Odwiesza bieg terminów administracyjnych, ale dopiero po upływie siedmiodniowego okresu przejściowego, tzn. w poniedziałek 25 maja.
– Cieszę się, że rząd nas wysłuchał i wprowadził zmiany dotyczące terminów – mówi Przemysław Dziąg, radca prawny z Polskiego Związku Firm Deweloperskich. – Nareszcie wiele inwestycji będzie mogło ruszyć z miejsca. Wprawdzie mimo zawieszenia terminów postępowania administracyjne były prowadzone, ale decyzje się nie uprawomocniały i nie stawały ostateczne. Co było dużym problemem. Teraz to się zmieni – tłumaczy mec. Przemysław Dziąg. – Podobnie jest z terminami na przeglądanie akt, przeprowadzanie uzgodnień etc., a także milczącymi zgodami. W poprzedniej ustawie covidowej rząd wprowadził uproszczone formalności końcowe dla budynków wielorodzinnych. Zamiast pozwolenia na użytkowanie wystarczy zawiadomienie o zakończeniu budowy. Po wniesieniu wniosku w jego sprawie po upływie 14 dni, gdy nadzór nie wniesie sprzeciwu, dochodzi do tzw. milczącej zgody. Ale niestety zawieszono bieg jej terminu. Uproszczenie w formalnościach było więc kulawe. Teraz to również się zmieni – twierdzi Przemysław Dziąg.

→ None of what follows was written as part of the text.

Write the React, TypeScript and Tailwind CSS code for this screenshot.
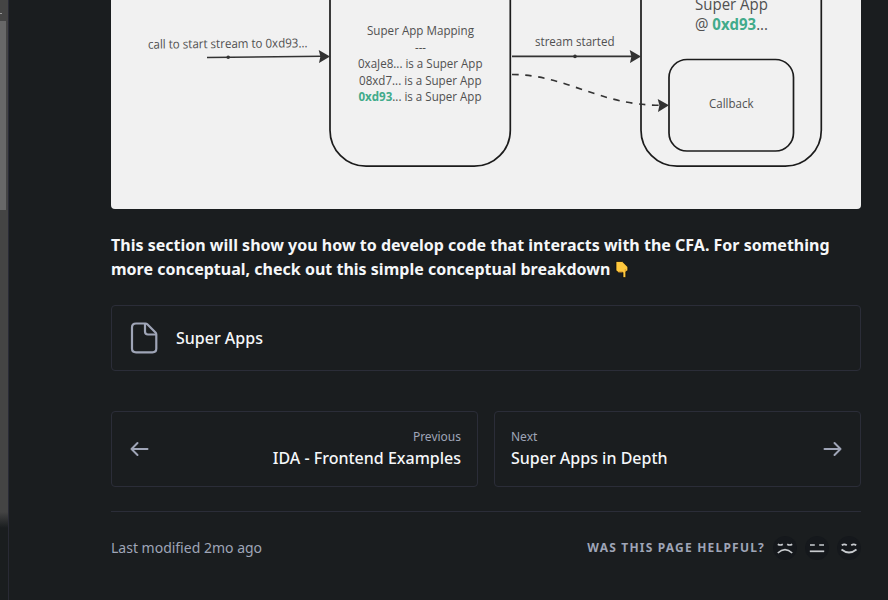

Będą w urzędach długie kolejki?
Inwestorzy obawiają się jednak, że urzędy nie zajmą się szybko wszystkimi sprawami i trzeba poczekać.

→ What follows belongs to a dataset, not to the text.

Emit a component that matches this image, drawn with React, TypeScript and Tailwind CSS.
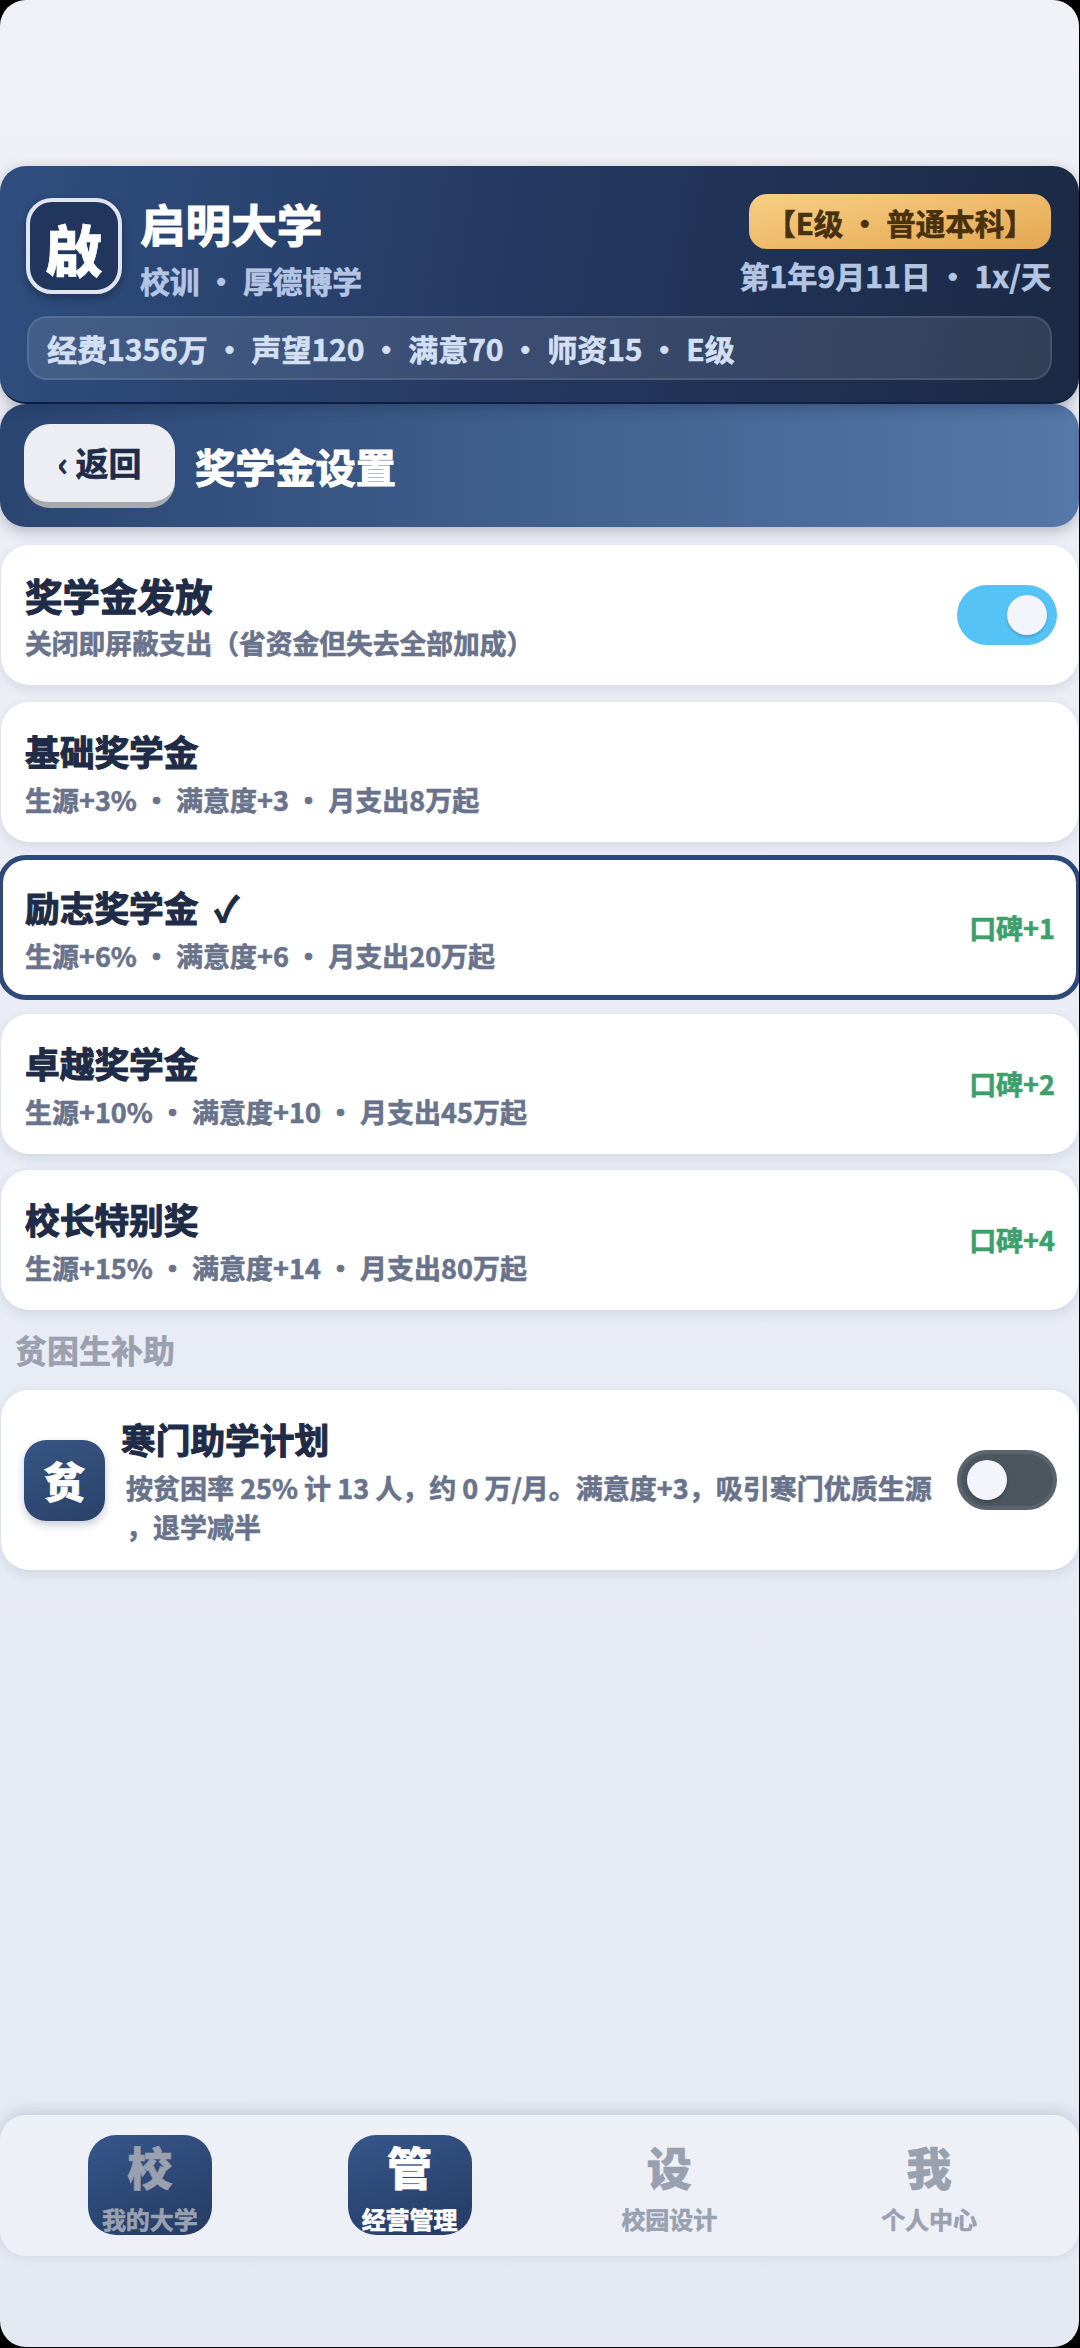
import React from 'react';

type Tier = { name: string; detail: string; bonus?: string; selected?: boolean };

const tiers: Tier[] = [
  { name: '基础奖学金', detail: '生源+3% • 满意度+3 • 月支出8万起' },
  { name: '励志奖学金', detail: '生源+6% • 满意度+6 • 月支出20万起', bonus: '口碑+1', selected: true },
  { name: '卓越奖学金', detail: '生源+10% • 满意度+10 • 月支出45万起', bonus: '口碑+2' },
  { name: '校长特别奖', detail: '生源+15% • 满意度+14 • 月支出80万起', bonus: '口碑+4' },
];

const tabs = [
  { glyph: '校', label: '我的大学', filled: true, active: false },
  { glyph: '管', label: '经营管理', filled: true, active: true },
  { glyph: '设', label: '校园设计', filled: false, active: false },
  { glyph: '我', label: '个人中心', filled: false, active: false },
];

const cardBase = 'flex items-center justify-between rounded-[28px] bg-white';
const cardShadow = 'shadow-[0_4px_12px_rgba(30,45,90,0.11)]';
const heavy = '[-webkit-text-stroke-width:1.1px]';

function Toggle({ on }: { on: boolean }) {
  return (
    <div
      className={
        on
          ? 'flex h-[60px] w-[100px] shrink-0 items-center justify-end rounded-full bg-[#56c3f6] px-[10px]'
          : 'flex h-[60px] w-[100px] shrink-0 items-center rounded-full border-4 border-[#59646f] bg-[#4b565f] px-[6px]'
      }
    >
      <div className="size-[40px] rounded-full bg-[#f3f5fb] shadow-[0_2px_3px_rgba(0,0,0,0.18)]" />
    </div>
  );
}

function Header() {
  return (
    <header className="relative z-10 h-[238px] rounded-[26px] border-b-2 border-[#101f3e] bg-linear-[100deg] from-[#2f4e7f] via-[#243860] to-[#1a2943] px-[27px] shadow-[0_4px_14px_rgba(20,30,60,0.3)]">
      <div className="flex h-[150px] justify-between pt-[28px]">
        <div className="flex">
          <div className="-ml-px mt-[4px] flex size-[96px] items-center justify-center rounded-[26px] border-4 border-[#dfe4f0] bg-[#21365d] pt-[4px] text-[56px] leading-none font-black text-white shadow-[0_4px_8px_rgba(0,0,0,0.3)]">
            啟
          </div>
          <div className="ml-[18px]">
            <div className={`-mt-px text-[45.6px] leading-[60px] font-bold text-white ${heavy}`}>启明大学</div>
            <div className="mt-[7px] text-[29.8px] leading-[40px] font-bold text-[#b4c5e4]">校训 • 厚德博学</div>
          </div>
        </div>
        <div className="mr-px flex flex-col items-end">
          <div className="flex h-[55px] w-[302px] items-center justify-center rounded-[18px] bg-linear-to-br from-[#f8cf85] to-[#e3a750] pt-px text-[29.5px] font-bold text-[#49300f]">
            【E级 • 普通本科】
          </div>
          <div className="mt-[6px] text-[30.1px] leading-[40px] font-bold text-[#b4c5e4]">第1年9月11日 • 1x/天</div>
        </div>
      </div>
      <div className="flex h-[64px] items-center rounded-[20px] border-2 border-white/10 bg-white/10 pl-[18px] text-[30px] font-bold text-[#d3dff2]">
        经费1356万 • 声望120 • 满意70 • 师资15 • E级
      </div>
    </header>
  );
}

function TitleBar() {
  return (
    <div className="flex h-[123px] items-center rounded-[26px] bg-linear-to-r from-[#2b4572] via-[#40608f] to-[#5578a8] pl-[24px] shadow-[0_4px_14px_rgba(20,30,60,0.28)]">
      <button className="flex h-[84px] w-[151px] items-center justify-center rounded-[26px] border-b-[6px] border-[#a9aaae] bg-[#edeef4] text-[33px] font-bold whitespace-pre text-[#202c47]">
        ‹ 返回
      </button>
      <h1 className={`ml-[20px] text-[40.2px] leading-[60px] font-bold text-white ${heavy}`}>奖学金设置</h1>
    </div>
  );
}

export default function App() {
  return (
    <div className="h-[2348px] w-[1080px] overflow-hidden bg-black pr-px pb-px font-['Noto_Sans_CJK_SC',sans-serif] [-webkit-text-stroke-width:0.6px]">
      <div className="flex h-[2347px] w-[1079px] flex-col overflow-hidden rounded-[26px] bg-linear-to-b from-[#f0f1f6] via-[#e9ecf5] via-50% to-[#e5e9f2] pt-[166px]">
        <Header />
        <TitleBar />

        <main className="flex h-[1588px] shrink-0 flex-col px-px pt-[18px]">
          <section className={`${cardBase} ${cardShadow} mb-px h-[140px] shrink-0 pr-[21px] pl-[24px]`}>
            <div className="pt-[4px]">
              <div className={`text-[37.5px] leading-[48px] font-bold text-[#202c47] ${heavy}`}>奖学金发放</div>
              <div className="mt-[4px] text-[26.75px] leading-[40px] font-bold text-[#69738c]">
                关闭即屏蔽支出（省资金但失去全部加成）
              </div>
            </div>
            <Toggle on />
          </section>

          {tiers.map((t) => (
            <section
              key={t.name}
              className={
                t.selected
                  ? `${cardBase} -mx-[3px] mt-[13px] -mb-[2px] h-[145px] shrink-0 border-[5px] border-[#2f4a78] pr-[21px] pl-[22px]`
                  : `${cardBase} ${cardShadow} mt-[16px] h-[140px] shrink-0 pr-[23px] pl-[24px]`
              }
            >
              <div className="pt-[3px]">
                <div className={`text-[34.7px] leading-[48px] font-bold whitespace-pre text-[#202c47] ${heavy}`}>
                  {t.name}
                  {t.selected && '  ✓'}
                </div>
                <div className="mt-[5px] text-[27px] leading-[40px] font-bold text-[#69738c]">{t.detail}</div>
              </div>
              {t.bonus && <div className="pt-px text-[27px] font-bold text-[#3d9f6c]">{t.bonus}</div>}
            </section>
          ))}

          <h2 className="mt-[15px] ml-[14px] h-[65px] shrink-0 text-[32px] leading-[48px] font-bold text-[#9aa0b0]">
            贫困生补助
          </h2>

          <section className={`${cardBase} ${cardShadow} h-[180px] shrink-0 pr-[21px] pl-[23px]`}>
            <div className="flex items-center">
              <div className="flex size-[81px] items-center justify-center rounded-[22px] bg-linear-[160deg] from-[#385584] to-[#294269] text-[42px] leading-none font-black text-white shadow-[0_4px_8px_rgba(30,50,90,0.25)]">
                贫
              </div>
              <div className="ml-[16px]">
                <div className={`text-[34.7px] leading-[48px] font-bold text-[#202c47] ${heavy}`}>寒门助学计划</div>
                <div className="mt-[5px] ml-[5px] text-[27px] leading-[39px] font-bold whitespace-nowrap text-[#69738c]">
                  按贫困率 25% 计 13 人，约 0 万/月。满意度+3，吸引寒门优质生源
                  <br />
                  ，退学减半
                </div>
              </div>
            </div>
            <Toggle on={false} />
          </section>
        </main>

        <nav className="flex h-[141px] shrink-0 rounded-[26px] bg-linear-to-b from-[#edf0f4] to-[#eeeff7] px-[20px] pt-[20px] shadow-[0_-3px_14px_rgba(30,40,70,0.16)]">
          {tabs.map((t) => (
            <div key={t.label} className="flex w-[260px] justify-center">
              <div
                className={`flex h-[100px] w-[124px] flex-col items-center rounded-[28px] font-bold ${
                  t.filled ? 'bg-linear-[160deg] from-[#37568a] to-[#243b64]' : ''
                } ${t.active ? 'text-white' : 'text-[#99a1b0]'}`}
              >
                <span className="mt-[6px] text-[45px] leading-[52px] font-black">{t.glyph}</span>
                <span className="mt-[8px] text-[24px] leading-[36px]">{t.label}</span>
              </div>
            </div>
          ))}
        </nav>
      </div>
    </div>
  );
}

– Jakieś opóźnienia są nieuniknione. Dobrze, że odmrożenie terminów jest już teraz. Dzięki temu kolejki w urzędach się ustawią, ale znacznie krótsze, niż gdyby do odwieszania terminów doszło dopiero za kilka miesięcy – uważa Stefan Jacyno, adwokat, wspólnik w Kancelarii Prawnej Wardyński i Wspólnicy.
Bogdan Dąbrowski, radca prawny z Urzędu Miasta w Poznaniu, uspokaja.

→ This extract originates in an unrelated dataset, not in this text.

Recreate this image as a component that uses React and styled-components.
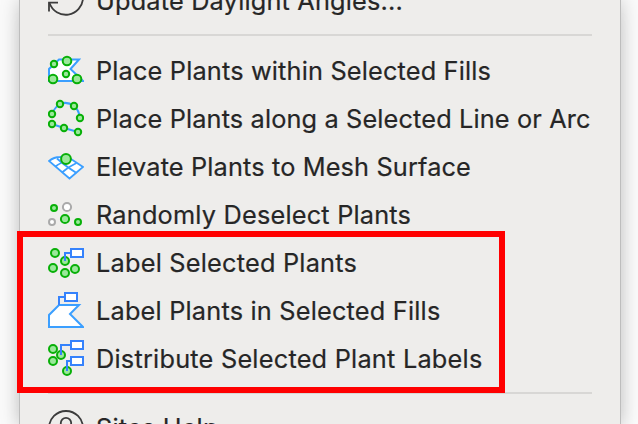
import styled, { createGlobalStyle } from "styled-components"

const Plant = ({ x, y, r = 4, gray }) => (
    <circle
        cx={x} cy={y} r={r}
        fill={gray ? "#FFFFFF" : "#9BE89B"}
        stroke={gray ? "#AAAAAA" : "#08B008"}
        strokeWidth="2"
    />
)

const Tag = ({ x, y, width = 12, height = 8 }) => (
    <rect x={x} y={y} width={width} height={height} fill="#FFFFFF" stroke="#3582FC" strokeWidth="2" />
)

const Lead = ({ d }) => <path d={d} fill="none" stroke="#3582FC" strokeWidth="2" />

const RefreshIcon = () => (
    <g fill="none" stroke="#3C3C3C" strokeWidth="1.8">
        <path d="M1.5 26 A17.2 17.2 0 0 0 35 21" />
        <path d="M1 34.5 V25.7 H10" />
    </g>
)

const FillsIcon = () => (
    <>
        <path d="M1 34 V22 L11 12.5 H31 L22.5 22 L35 34 Z" fill="#FFFFFF" stroke="#3B9FFF" strokeWidth="2" />
        <Plant x={6} y={17} r={3.2} />
        <Plant x={19} y={14} r={4.3} />
        <Plant x={5} y={32} r={4.3} />
        <Plant x={18} y={27} r={3.2} />
        <Plant x={29} y={32} r={4.3} />
    </>
)

const LineIcon = () => (
    <>
        <path d="M4 19 Q7 12 12 9 Q19 6 26 11 Q31 15 32 23 M4 29 L16 33 L30 37" fill="none" stroke="#3B9FFF" strokeWidth="2" />
        <Plant x={4} y={19} r={3.2} />
        <Plant x={12} y={9} r={3.2} />
        <Plant x={26} y={11} r={3.2} />
        <Plant x={32} y={23} r={3.2} />
        <Plant x={4} y={29} r={3.2} />
        <Plant x={16} y={33} r={3.2} />
        <Plant x={30} y={37} r={3.2} />
    </>
)

const MeshIcon = () => (
    <>
        <g stroke="#3B9FFF" strokeWidth="1.8">
            <path d="M1 18 Q6 14 12 14 Q18 13 23 16 L35 24 L21.5 35.5 Z" fill="#FFFFFF" />
            <path d="M7.5 23.5 Q12 19.5 22 17 M14 29.5 Q20 24 28.5 20 M9 15.5 Q16 22 28.5 30" fill="none" />
        </g>
        <Plant x={18} y={16} r={4.9} />
    </>
)

const RandomIcon = () => (
    <>
        <Plant x={6} y={17} r={3} />
        <Plant x={19} y={16} r={4.1} gray />
        <Plant x={4} y={31} r={3} gray />
        <Plant x={17} y={28} r={4.1} />
        <Plant x={30} y={31} r={3} />
    </>
)

const LabelIcon = () => (
    <>
        <Plant x={7} y={14} />
        <Plant x={5} y={29} />
        <Plant x={17} y={22} />
        <Plant x={27} y={30} />
        <Plant x={17} y={34} />
        <Lead d="M17 22 V14 H22" />
        <Tag x={23} y={10} />
    </>
)

const LabelFillsIcon = () => (
    <>
        <path d="M1 40 V28 L11 18 H31 L22 27 L35 40 Z" fill="#FFFFFF" stroke="#3B9FFF" strokeWidth="2" />
        <Lead d="M11 18 V10 H17" />
        <Tag x={17} y={6} />
    </>
)

const DistributeIcon = () => (
    <>
        <Plant x={5} y={14} />
        <Plant x={5} y={26} />
        <Plant x={13} y={20} />
        <Plant x={19} y={36} />
        <Lead d="M13 20 V10 H22" />
        <Lead d="M19 36 V26 H22" />
        <Tag x={23} y={6} />
        <Tag x={23} y={22} />
    </>
)

const HelpIcon = () => (
    <g fill="none" stroke="#3C3C3C" strokeWidth="1.8">
        <circle cx="18" cy="24" r="17" />
        <path d="M12.8 20 V19 A5.2 5.2 0 0 1 23.2 19 Q23 22 20 24" />
    </g>
)

const plantItems = [
    { text: "Place Plants within Selected Fills", Icon: FillsIcon, spacing: 0.17 },
    { text: "Place Plants along a Selected Line or Arc", Icon: LineIcon, spacing: 0.14 },
    { text: "Elevate Plants to Mesh Surface", Icon: MeshIcon, spacing: 0.15 },
    { text: "Randomly Deselect Plants", Icon: RandomIcon, spacing: 0.2 },
    { text: "Label Selected Plants", Icon: LabelIcon, spacing: 0.22 },
    { text: "Label Plants in Selected Fills", Icon: LabelFillsIcon, spacing: 0.2 },
    { text: "Distribute Selected Plant Labels", Icon: DistributeIcon, spacing: 0.23 },
]

const Item = ({ text, Icon, spacing = 0.18 }) => (
    <MenuItem>
        <ItemIcon viewBox="0 0 36 48">
            <Icon />
        </ItemIcon>
        <ItemText $spacing={spacing}>{text}</ItemText>
    </MenuItem>
)

const App = () => {
    return (
        <Page>
            <GlobalStyle />
            <Menu>
                <Item text="Update Daylight Angles..." Icon={RefreshIcon} />
                <Divider $top={9} $bottom={11} />
                {plantItems.map(item => <Item key={item.text} {...item} />)}
                <Divider $top={9} $bottom={10} />
                <Item text="Sites Help" Icon={HelpIcon} />
            </Menu>
            <Highlight />
        </Page>
    )
}

const GlobalStyle = createGlobalStyle`
    * {
        box-sizing: border-box;
    }

    body {
        margin: 0;
        overflow: hidden;
    }
`

const Page = styled.div`
    position: relative;
    width: 638px;
    height: 424px;
    padding: 0 17px 0 19px;
    overflow: hidden;
    background: #FAFAFA;
`

const Menu = styled.div`
    display: flow-root;
    height: 424px;
    padding: 0 28px;
    background: #EEEDEB;
    border: solid #BDBDBD;
    border-width: 0 1px;
    box-shadow: 0 0 18px rgba(0, 0, 0, 0.22), 0 20px 18px rgba(0, 0, 0, 0.04);

    > :first-child {
        margin-top: -23px;
    }
`

const MenuItem = styled.div`
    display: flex;
    align-items: center;
    height: 48px;
`

const ItemIcon = styled.svg`
    flex: none;
    width: 36px;
    height: 48px;
    margin-right: 12px;
`

const ItemText = styled.span`
    font-family: Inter, "Liberation Sans", sans-serif;
    font-size: 25.3px;
    line-height: 48px;
    letter-spacing: ${props => props.$spacing}px;
    white-space: nowrap;
    color: #262626;
    -webkit-text-stroke: 0.2px #262626;
`

const Divider = styled.div`
    height: 2px;
    margin: ${props => props.$top}px 0 ${props => props.$bottom}px;
    background: #D8D7D5;
`

const Highlight = styled.div`
    position: absolute;
    left: 17px;
    top: 231px;
    width: 488px;
    height: 162px;
    border: 6px solid #FF0000;
`

export default App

– Okres zawieszenia był stosunkowo krótki, więcej narobił zamieszania, aniżeli było z niego pożytku. Inwestorzy nie do końca rozumieli jego sens, co wcale mnie nie dziwi. W okresie zawieszenia wydawaliśmy pozytywne decyzje, np. pozwolenie na budowę czy warunki zabudowy – wyjaśnia mec. Dąbrowski.